▶ _Input records_

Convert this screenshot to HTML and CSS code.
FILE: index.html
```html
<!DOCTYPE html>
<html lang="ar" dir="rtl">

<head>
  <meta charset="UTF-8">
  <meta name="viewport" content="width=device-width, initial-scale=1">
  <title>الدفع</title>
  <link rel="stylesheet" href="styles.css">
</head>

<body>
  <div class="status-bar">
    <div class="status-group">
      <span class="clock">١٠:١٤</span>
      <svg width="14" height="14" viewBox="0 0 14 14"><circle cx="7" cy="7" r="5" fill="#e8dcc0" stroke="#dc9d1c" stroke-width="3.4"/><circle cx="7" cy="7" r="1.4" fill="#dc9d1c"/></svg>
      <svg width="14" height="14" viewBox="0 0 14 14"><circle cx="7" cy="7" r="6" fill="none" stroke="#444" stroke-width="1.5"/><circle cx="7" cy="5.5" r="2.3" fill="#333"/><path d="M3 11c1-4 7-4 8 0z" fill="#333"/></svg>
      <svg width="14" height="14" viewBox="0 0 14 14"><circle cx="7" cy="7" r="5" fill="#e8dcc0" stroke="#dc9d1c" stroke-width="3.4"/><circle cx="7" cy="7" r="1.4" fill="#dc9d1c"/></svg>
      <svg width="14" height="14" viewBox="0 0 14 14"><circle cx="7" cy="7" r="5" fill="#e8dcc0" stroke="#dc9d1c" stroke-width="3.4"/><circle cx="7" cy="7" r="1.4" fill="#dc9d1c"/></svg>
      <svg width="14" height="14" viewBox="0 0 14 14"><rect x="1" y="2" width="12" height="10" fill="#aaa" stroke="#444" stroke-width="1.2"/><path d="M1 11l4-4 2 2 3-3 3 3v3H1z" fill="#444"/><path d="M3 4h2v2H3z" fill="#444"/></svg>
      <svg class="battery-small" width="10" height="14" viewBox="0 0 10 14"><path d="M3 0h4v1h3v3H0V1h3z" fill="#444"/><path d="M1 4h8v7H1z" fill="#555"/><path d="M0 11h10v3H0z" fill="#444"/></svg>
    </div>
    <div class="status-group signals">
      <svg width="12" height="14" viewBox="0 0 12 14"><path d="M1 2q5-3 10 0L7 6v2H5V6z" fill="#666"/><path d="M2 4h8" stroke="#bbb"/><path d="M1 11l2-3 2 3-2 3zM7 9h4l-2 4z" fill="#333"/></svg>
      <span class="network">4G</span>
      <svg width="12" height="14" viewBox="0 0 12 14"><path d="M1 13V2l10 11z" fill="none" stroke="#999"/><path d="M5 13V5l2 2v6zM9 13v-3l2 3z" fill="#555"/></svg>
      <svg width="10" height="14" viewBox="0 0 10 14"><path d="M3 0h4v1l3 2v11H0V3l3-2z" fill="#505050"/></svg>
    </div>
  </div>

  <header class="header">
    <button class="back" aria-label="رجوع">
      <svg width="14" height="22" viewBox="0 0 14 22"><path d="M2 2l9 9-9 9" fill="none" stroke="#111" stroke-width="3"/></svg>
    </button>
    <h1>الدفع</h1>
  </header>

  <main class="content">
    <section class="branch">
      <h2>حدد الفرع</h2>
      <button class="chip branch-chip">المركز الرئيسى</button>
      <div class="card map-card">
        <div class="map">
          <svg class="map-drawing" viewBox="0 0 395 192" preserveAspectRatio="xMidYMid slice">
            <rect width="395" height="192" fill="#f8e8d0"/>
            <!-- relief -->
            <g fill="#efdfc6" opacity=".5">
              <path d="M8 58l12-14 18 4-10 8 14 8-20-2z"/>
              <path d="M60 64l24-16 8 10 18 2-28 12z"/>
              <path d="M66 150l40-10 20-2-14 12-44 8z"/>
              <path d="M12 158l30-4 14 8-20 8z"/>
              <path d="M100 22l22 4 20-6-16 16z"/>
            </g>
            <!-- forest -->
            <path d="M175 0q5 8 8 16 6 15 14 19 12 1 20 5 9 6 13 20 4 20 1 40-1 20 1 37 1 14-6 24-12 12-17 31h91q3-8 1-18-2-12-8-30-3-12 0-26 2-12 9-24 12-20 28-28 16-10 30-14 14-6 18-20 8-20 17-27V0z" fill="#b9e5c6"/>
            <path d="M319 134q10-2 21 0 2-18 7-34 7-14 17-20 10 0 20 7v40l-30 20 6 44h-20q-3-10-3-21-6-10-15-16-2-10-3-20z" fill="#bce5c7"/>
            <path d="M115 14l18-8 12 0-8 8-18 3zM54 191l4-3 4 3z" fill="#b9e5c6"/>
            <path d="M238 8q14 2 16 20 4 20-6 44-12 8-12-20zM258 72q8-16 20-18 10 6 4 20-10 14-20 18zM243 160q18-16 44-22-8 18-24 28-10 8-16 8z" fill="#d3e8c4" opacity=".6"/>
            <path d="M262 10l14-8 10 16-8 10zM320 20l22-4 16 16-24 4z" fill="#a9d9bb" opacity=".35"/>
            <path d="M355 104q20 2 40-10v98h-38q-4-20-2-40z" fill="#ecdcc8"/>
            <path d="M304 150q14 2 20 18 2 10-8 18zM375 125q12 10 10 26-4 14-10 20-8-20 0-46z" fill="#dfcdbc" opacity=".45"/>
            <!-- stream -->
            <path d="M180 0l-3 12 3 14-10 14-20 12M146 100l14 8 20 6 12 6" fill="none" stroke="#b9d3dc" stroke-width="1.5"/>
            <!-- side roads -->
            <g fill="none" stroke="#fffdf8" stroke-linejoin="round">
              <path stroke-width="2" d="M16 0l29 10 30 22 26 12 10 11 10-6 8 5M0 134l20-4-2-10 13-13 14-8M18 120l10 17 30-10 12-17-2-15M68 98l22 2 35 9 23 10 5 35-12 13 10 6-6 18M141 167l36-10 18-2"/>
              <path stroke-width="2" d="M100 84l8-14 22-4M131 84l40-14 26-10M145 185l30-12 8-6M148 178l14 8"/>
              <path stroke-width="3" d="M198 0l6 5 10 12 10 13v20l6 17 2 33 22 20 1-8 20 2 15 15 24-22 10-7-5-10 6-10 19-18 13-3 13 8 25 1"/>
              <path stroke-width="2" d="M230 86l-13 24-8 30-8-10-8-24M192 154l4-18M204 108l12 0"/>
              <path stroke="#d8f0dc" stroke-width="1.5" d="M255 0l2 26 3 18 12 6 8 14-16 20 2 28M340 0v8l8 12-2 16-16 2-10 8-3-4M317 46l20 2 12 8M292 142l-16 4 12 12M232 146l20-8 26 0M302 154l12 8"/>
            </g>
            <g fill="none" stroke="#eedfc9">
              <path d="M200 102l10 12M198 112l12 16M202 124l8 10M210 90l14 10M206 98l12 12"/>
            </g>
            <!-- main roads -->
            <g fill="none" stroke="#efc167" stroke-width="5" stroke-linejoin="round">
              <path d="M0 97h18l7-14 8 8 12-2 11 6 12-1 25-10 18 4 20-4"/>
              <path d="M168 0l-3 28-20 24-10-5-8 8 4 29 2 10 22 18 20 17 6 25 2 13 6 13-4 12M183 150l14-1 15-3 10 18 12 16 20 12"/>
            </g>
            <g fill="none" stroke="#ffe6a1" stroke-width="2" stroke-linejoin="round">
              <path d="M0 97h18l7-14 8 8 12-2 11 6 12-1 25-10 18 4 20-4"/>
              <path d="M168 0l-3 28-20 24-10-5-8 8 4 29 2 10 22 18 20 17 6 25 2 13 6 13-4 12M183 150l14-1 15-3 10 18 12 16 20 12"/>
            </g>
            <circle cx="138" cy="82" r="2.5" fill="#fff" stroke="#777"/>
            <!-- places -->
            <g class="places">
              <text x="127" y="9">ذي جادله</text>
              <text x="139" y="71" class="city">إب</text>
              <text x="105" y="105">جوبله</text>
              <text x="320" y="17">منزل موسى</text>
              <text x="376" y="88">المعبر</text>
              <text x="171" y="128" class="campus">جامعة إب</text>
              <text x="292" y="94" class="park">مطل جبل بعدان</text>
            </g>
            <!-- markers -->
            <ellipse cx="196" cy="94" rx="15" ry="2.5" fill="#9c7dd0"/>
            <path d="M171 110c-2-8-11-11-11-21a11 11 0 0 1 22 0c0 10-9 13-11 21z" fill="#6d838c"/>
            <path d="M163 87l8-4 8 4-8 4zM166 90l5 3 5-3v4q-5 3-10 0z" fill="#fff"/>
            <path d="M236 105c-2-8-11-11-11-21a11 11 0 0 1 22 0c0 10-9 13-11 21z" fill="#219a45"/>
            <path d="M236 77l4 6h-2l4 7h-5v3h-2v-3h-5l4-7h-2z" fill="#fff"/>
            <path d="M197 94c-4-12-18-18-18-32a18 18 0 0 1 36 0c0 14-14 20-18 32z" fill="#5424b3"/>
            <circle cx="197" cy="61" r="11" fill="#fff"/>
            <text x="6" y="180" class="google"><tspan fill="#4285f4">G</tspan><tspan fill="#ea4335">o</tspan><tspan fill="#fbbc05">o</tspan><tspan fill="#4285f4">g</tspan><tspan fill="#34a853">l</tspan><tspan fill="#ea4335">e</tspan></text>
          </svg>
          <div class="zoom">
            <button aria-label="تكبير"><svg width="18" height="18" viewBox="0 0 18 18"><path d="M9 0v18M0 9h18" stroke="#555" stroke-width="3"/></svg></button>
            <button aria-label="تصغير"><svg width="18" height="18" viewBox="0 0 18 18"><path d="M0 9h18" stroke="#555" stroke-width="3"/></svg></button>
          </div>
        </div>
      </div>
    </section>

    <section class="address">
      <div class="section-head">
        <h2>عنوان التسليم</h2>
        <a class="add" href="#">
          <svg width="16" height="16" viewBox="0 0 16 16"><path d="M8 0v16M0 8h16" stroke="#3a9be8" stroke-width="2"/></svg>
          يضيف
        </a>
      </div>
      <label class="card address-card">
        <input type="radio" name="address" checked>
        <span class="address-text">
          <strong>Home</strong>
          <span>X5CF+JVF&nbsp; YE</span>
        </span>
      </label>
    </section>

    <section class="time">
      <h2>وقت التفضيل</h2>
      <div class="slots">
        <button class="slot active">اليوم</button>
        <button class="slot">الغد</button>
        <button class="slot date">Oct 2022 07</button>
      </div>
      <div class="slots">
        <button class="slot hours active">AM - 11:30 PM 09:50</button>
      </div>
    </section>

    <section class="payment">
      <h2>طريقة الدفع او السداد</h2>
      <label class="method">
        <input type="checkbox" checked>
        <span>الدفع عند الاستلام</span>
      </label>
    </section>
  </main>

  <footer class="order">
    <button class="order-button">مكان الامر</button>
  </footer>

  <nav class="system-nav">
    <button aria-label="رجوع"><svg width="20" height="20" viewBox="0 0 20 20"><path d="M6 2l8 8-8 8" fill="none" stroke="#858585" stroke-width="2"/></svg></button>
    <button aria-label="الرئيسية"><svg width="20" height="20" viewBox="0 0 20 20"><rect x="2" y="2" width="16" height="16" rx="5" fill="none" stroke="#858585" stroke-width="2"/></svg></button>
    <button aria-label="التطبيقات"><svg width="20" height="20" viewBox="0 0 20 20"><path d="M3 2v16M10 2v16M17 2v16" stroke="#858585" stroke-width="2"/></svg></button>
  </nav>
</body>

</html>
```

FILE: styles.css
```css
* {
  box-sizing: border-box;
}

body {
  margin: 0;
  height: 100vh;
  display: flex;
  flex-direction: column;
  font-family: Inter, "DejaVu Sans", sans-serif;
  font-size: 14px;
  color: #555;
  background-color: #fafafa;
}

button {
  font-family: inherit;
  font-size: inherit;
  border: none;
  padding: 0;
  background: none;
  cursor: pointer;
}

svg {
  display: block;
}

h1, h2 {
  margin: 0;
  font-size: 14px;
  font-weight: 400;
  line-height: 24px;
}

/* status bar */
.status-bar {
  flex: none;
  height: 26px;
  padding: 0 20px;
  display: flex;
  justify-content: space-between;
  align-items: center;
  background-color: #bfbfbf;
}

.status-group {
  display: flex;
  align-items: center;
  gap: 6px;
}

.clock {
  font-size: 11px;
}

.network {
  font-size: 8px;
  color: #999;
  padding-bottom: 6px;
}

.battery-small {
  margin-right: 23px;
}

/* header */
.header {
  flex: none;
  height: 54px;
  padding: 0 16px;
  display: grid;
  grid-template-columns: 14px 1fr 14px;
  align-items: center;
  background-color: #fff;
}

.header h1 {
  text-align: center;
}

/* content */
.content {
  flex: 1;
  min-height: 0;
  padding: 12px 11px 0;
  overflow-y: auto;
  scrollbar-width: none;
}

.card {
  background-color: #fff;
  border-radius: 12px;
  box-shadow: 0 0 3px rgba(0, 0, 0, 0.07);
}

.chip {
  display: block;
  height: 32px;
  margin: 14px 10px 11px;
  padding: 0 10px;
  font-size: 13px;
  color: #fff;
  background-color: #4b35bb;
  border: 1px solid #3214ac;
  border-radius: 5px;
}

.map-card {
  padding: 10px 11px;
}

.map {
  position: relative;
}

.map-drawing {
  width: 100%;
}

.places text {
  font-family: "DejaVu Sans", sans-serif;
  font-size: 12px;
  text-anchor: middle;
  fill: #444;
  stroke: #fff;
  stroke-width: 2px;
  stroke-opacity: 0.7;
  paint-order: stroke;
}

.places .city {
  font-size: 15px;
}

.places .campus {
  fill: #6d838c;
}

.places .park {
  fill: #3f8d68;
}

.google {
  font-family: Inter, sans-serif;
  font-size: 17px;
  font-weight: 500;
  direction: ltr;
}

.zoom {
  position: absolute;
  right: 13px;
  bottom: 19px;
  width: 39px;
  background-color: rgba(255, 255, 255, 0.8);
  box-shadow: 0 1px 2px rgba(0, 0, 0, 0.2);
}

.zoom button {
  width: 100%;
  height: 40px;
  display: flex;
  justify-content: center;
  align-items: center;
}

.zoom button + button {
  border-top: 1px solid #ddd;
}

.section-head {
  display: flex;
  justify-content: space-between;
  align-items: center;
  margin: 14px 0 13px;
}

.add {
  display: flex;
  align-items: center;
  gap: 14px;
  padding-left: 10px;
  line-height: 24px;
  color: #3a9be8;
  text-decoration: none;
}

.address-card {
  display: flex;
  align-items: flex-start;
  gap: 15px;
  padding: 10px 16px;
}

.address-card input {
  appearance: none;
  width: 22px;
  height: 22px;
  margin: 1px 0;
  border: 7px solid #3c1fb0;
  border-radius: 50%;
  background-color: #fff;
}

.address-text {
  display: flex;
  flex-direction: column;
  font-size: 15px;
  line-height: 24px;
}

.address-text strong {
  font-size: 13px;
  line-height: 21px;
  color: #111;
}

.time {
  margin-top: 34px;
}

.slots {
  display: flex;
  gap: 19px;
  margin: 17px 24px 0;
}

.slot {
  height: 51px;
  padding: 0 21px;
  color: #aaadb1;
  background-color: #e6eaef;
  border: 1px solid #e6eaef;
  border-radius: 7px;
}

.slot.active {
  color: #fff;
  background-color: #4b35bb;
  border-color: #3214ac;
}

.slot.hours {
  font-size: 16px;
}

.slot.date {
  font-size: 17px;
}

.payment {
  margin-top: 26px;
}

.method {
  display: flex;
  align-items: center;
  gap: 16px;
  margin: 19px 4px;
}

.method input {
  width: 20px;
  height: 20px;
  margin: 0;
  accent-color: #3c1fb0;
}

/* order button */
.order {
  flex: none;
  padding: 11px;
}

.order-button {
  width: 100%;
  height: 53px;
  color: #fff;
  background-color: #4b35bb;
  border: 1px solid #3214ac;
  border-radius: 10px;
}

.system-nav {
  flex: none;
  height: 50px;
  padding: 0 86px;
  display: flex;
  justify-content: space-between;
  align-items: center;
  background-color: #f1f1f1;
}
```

---

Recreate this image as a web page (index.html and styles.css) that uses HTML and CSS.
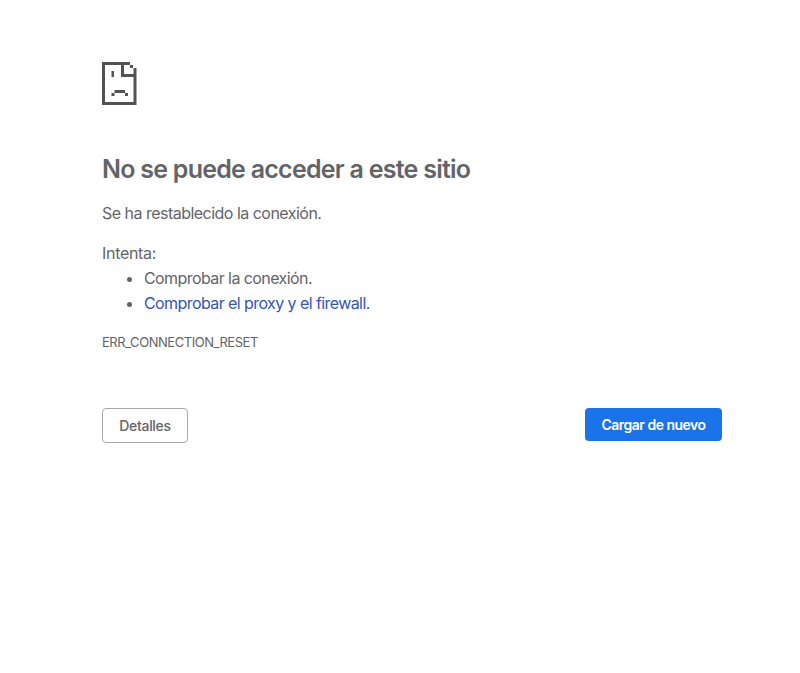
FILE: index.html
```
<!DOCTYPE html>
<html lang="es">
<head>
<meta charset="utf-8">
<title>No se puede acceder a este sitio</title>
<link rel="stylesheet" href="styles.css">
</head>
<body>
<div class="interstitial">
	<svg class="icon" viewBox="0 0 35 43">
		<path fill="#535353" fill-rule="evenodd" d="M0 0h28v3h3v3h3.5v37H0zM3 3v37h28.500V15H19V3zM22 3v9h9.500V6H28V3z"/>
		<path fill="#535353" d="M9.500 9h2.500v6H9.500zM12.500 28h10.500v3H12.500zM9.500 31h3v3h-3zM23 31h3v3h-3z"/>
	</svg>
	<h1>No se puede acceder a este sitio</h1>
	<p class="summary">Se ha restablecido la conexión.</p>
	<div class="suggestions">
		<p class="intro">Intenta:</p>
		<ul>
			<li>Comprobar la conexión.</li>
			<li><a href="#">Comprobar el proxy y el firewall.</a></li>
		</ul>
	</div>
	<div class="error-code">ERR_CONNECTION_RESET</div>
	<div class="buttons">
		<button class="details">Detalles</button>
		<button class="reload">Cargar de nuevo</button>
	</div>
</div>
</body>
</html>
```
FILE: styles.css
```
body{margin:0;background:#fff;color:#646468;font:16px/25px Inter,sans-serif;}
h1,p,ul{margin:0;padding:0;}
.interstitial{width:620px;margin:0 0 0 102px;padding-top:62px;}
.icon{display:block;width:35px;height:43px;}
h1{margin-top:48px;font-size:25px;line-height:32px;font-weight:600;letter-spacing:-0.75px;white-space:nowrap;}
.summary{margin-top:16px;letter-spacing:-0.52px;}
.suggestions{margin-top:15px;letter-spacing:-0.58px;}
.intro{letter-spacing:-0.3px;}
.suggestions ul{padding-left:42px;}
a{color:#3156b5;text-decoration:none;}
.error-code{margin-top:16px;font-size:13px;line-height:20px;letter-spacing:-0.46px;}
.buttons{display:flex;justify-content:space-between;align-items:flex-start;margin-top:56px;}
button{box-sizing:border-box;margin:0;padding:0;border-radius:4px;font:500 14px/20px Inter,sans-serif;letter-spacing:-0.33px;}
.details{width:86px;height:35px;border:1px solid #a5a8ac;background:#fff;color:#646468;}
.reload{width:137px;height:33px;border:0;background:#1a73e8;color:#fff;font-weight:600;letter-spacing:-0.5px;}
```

▶ _The exercise_
Each line containing "styles" counts once; state the total number of such lines and nothing else.

▶ _Exercise output_
5